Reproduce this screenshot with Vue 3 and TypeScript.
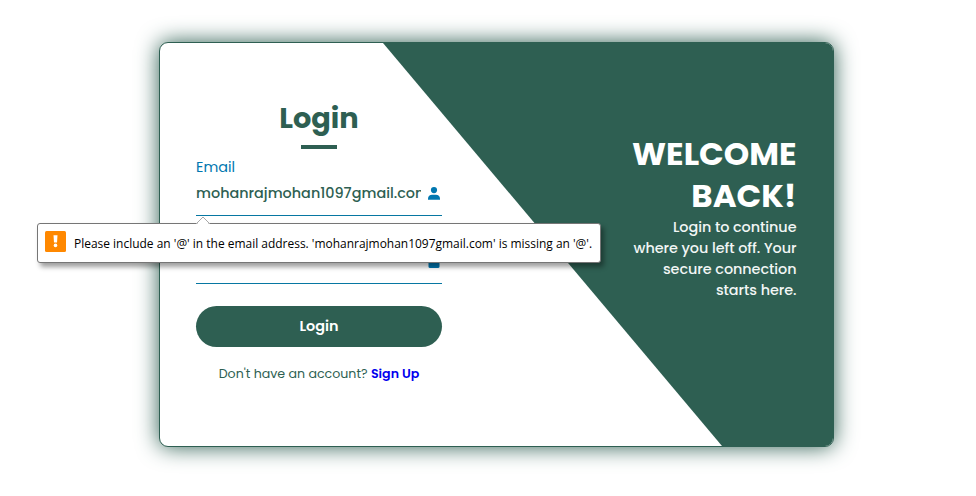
...
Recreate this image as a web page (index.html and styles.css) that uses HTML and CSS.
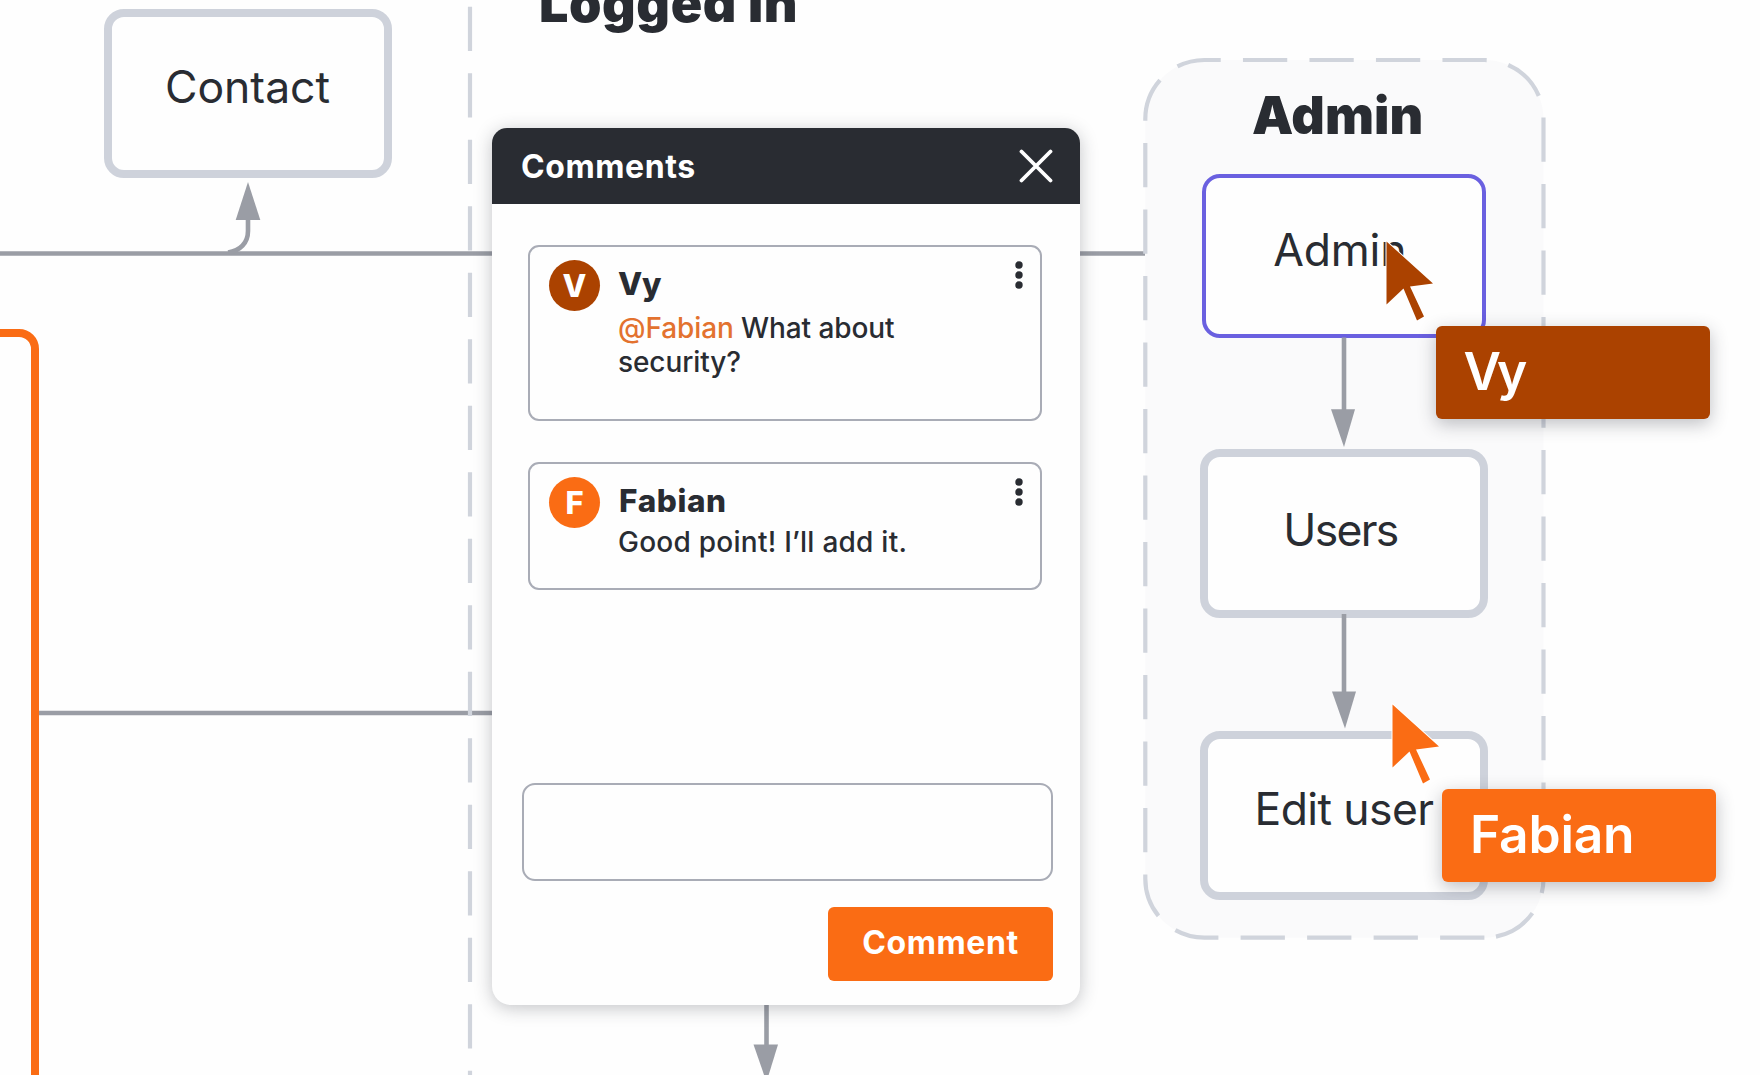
* * *
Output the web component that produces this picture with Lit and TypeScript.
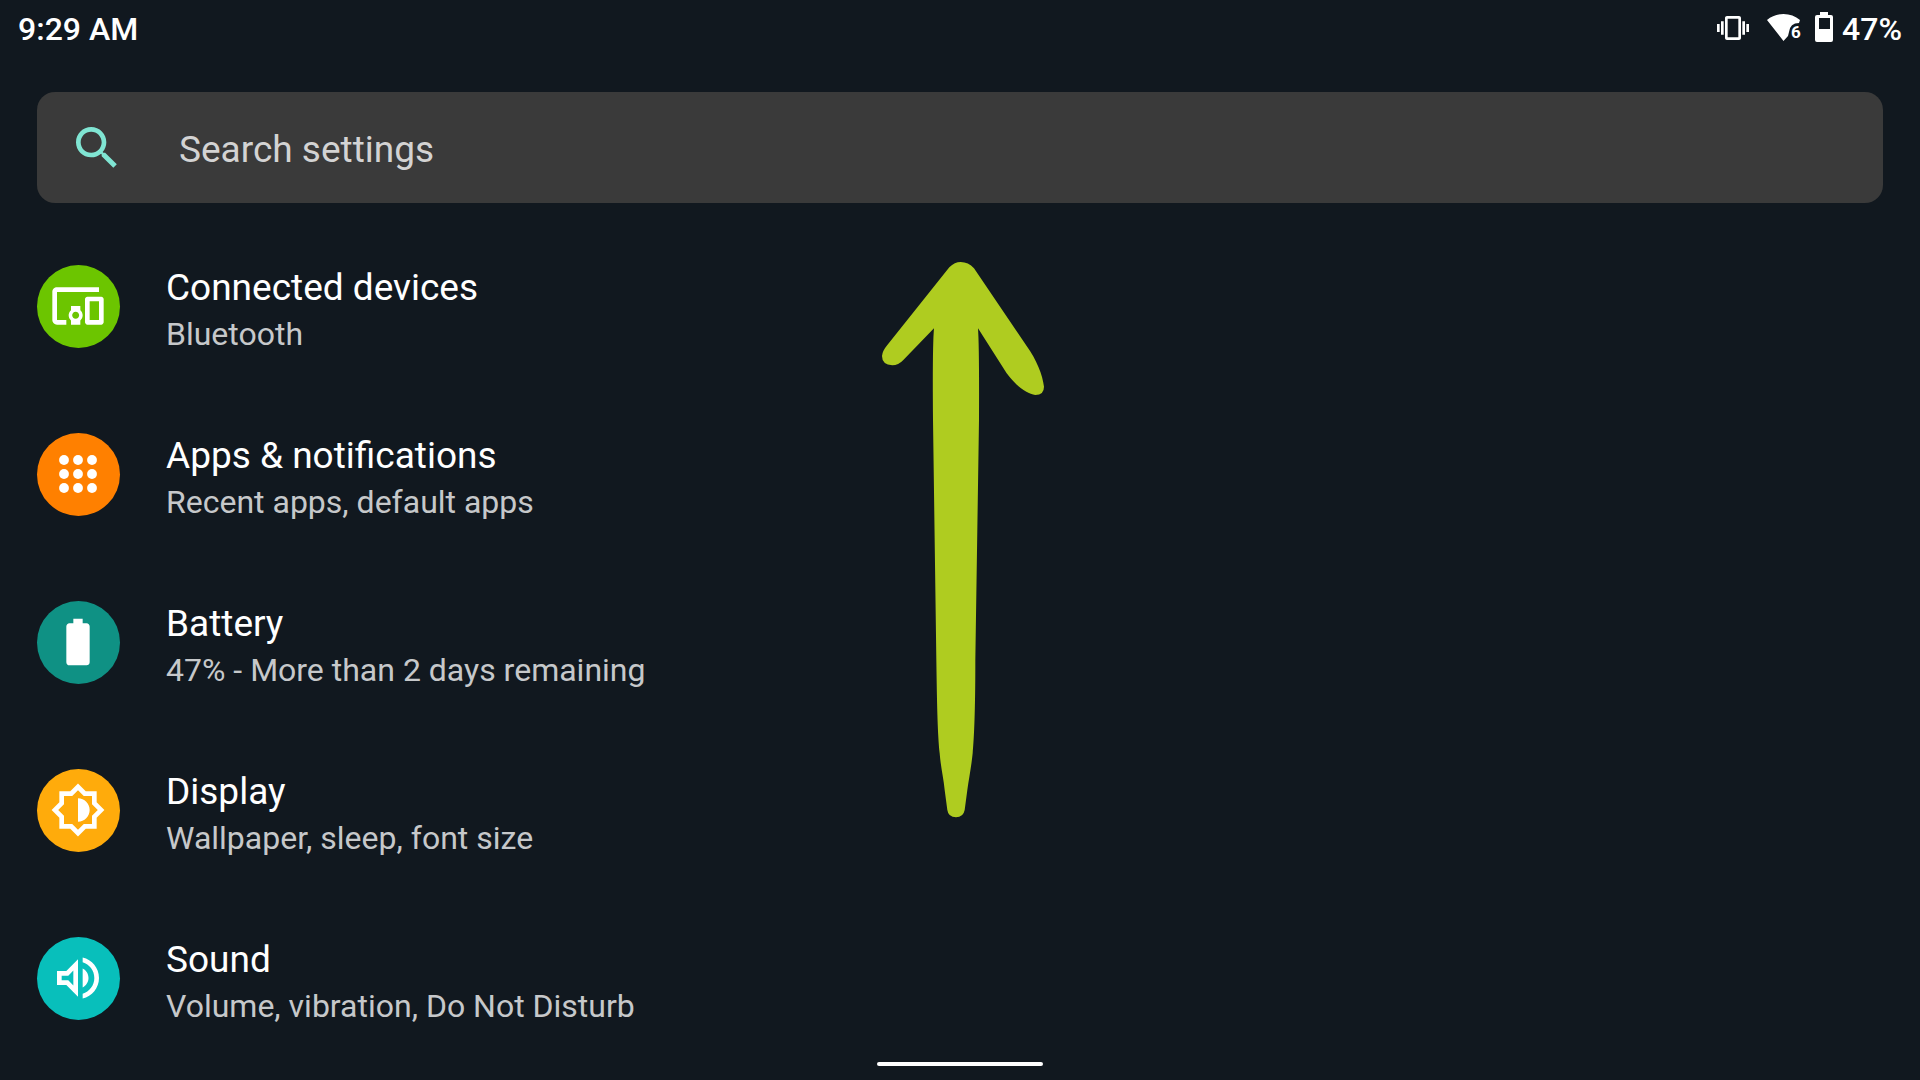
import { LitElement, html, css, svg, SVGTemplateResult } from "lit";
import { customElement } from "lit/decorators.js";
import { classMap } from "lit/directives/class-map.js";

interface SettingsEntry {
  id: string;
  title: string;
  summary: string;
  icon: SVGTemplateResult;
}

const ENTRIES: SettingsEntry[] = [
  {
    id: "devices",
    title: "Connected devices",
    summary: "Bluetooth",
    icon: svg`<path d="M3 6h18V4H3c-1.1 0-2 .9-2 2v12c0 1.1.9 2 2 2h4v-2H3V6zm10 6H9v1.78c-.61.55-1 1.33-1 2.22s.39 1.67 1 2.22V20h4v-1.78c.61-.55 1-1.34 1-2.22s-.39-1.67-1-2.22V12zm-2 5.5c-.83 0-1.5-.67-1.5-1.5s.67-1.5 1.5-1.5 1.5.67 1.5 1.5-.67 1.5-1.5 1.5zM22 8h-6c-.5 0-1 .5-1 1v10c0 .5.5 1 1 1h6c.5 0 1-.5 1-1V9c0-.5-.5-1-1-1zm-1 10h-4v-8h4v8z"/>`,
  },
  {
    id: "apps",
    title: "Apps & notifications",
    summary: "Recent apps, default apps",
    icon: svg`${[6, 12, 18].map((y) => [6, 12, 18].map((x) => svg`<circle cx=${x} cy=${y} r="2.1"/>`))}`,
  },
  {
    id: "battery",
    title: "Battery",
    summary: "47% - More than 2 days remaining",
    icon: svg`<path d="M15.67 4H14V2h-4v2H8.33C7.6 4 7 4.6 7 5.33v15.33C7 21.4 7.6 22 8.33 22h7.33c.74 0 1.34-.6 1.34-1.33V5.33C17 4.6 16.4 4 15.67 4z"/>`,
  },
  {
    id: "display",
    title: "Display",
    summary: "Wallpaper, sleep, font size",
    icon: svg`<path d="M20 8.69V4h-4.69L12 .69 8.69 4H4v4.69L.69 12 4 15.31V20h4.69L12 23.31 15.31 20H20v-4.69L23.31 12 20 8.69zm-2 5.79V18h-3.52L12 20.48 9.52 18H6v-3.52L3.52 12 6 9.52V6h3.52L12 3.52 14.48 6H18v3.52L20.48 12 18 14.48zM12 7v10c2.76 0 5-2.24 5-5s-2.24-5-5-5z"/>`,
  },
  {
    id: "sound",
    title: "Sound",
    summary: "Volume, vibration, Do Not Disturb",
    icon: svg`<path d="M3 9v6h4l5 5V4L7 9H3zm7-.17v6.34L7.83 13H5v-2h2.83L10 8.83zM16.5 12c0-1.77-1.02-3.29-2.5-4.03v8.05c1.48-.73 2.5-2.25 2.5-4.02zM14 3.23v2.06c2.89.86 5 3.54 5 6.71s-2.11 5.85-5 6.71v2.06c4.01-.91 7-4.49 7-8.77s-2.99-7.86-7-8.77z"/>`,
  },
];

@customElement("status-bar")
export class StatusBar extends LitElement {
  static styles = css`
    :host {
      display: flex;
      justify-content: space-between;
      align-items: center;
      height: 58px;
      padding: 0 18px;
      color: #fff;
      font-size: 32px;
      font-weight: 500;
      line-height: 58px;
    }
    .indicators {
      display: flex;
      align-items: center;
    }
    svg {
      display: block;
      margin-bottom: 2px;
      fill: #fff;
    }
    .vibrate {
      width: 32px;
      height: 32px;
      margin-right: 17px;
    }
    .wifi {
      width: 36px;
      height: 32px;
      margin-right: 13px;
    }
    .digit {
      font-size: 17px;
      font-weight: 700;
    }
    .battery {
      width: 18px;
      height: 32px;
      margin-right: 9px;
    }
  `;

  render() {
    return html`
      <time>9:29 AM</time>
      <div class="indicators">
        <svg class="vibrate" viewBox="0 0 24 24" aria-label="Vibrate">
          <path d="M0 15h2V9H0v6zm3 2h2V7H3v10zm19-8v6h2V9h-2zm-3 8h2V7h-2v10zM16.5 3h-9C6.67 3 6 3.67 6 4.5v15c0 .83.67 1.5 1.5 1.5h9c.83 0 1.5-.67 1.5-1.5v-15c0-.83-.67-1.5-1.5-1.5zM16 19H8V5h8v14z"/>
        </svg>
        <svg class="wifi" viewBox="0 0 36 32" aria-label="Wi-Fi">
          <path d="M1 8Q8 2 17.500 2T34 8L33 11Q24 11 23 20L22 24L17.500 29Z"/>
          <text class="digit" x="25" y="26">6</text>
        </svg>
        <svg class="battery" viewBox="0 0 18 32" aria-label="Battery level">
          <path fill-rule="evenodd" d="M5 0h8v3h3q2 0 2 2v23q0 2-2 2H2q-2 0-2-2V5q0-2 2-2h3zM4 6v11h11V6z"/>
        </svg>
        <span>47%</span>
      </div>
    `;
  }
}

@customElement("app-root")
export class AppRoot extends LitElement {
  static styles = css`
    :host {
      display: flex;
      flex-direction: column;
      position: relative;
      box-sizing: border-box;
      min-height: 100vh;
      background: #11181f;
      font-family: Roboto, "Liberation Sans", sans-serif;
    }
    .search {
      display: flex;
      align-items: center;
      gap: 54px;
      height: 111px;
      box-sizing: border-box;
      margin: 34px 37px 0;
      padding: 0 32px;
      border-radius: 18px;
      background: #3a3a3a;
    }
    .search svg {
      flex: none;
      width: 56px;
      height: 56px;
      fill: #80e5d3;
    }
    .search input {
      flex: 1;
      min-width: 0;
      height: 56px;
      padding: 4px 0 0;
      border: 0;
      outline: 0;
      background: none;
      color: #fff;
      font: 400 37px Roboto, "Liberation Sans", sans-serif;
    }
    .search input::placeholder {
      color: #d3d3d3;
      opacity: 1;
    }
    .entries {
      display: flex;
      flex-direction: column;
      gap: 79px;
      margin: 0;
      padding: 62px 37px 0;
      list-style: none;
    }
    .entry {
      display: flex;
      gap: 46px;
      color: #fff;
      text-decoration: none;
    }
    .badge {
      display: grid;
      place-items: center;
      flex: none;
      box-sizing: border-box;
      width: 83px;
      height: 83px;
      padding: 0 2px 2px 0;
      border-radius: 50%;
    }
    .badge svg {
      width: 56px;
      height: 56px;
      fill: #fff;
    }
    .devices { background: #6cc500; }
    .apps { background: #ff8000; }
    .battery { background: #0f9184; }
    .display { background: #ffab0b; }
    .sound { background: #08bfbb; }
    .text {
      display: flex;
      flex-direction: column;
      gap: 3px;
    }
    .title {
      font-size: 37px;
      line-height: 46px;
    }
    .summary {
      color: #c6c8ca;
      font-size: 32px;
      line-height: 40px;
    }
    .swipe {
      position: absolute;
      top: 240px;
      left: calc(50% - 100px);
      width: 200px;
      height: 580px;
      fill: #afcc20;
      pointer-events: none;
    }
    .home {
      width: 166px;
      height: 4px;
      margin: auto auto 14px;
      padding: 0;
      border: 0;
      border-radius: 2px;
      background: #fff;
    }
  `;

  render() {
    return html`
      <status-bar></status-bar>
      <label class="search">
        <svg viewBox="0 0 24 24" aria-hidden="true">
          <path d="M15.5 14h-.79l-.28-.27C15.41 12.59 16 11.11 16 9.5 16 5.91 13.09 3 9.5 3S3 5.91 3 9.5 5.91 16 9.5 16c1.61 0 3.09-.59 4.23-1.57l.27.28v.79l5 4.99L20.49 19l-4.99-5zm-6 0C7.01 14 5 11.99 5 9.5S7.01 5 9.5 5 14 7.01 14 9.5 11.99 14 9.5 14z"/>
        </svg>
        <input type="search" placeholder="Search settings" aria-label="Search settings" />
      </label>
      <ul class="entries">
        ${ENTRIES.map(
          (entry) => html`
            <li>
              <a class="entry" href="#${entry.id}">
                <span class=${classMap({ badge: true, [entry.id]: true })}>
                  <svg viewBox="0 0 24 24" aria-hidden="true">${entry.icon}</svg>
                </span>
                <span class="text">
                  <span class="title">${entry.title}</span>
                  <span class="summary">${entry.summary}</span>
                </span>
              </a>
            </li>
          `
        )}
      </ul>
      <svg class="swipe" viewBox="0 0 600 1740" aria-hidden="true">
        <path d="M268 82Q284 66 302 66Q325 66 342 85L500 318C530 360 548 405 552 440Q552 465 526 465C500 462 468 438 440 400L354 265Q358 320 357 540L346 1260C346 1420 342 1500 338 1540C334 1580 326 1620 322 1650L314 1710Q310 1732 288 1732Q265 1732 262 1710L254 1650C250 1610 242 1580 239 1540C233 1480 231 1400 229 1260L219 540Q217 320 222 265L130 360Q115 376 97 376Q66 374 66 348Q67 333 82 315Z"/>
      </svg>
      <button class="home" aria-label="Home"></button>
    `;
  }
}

GIVEN PROBLEM.
Every line above that contains the word "html" should be reported.

WRITTEN RESPONSE.
Recreate this image as a web page (index.html and styles.css) that uses HTML and CSS.
import { LitElement, html, css, svg, SVGTemplateResult } from "lit";
    return html`
    return html`
          (entry) => html`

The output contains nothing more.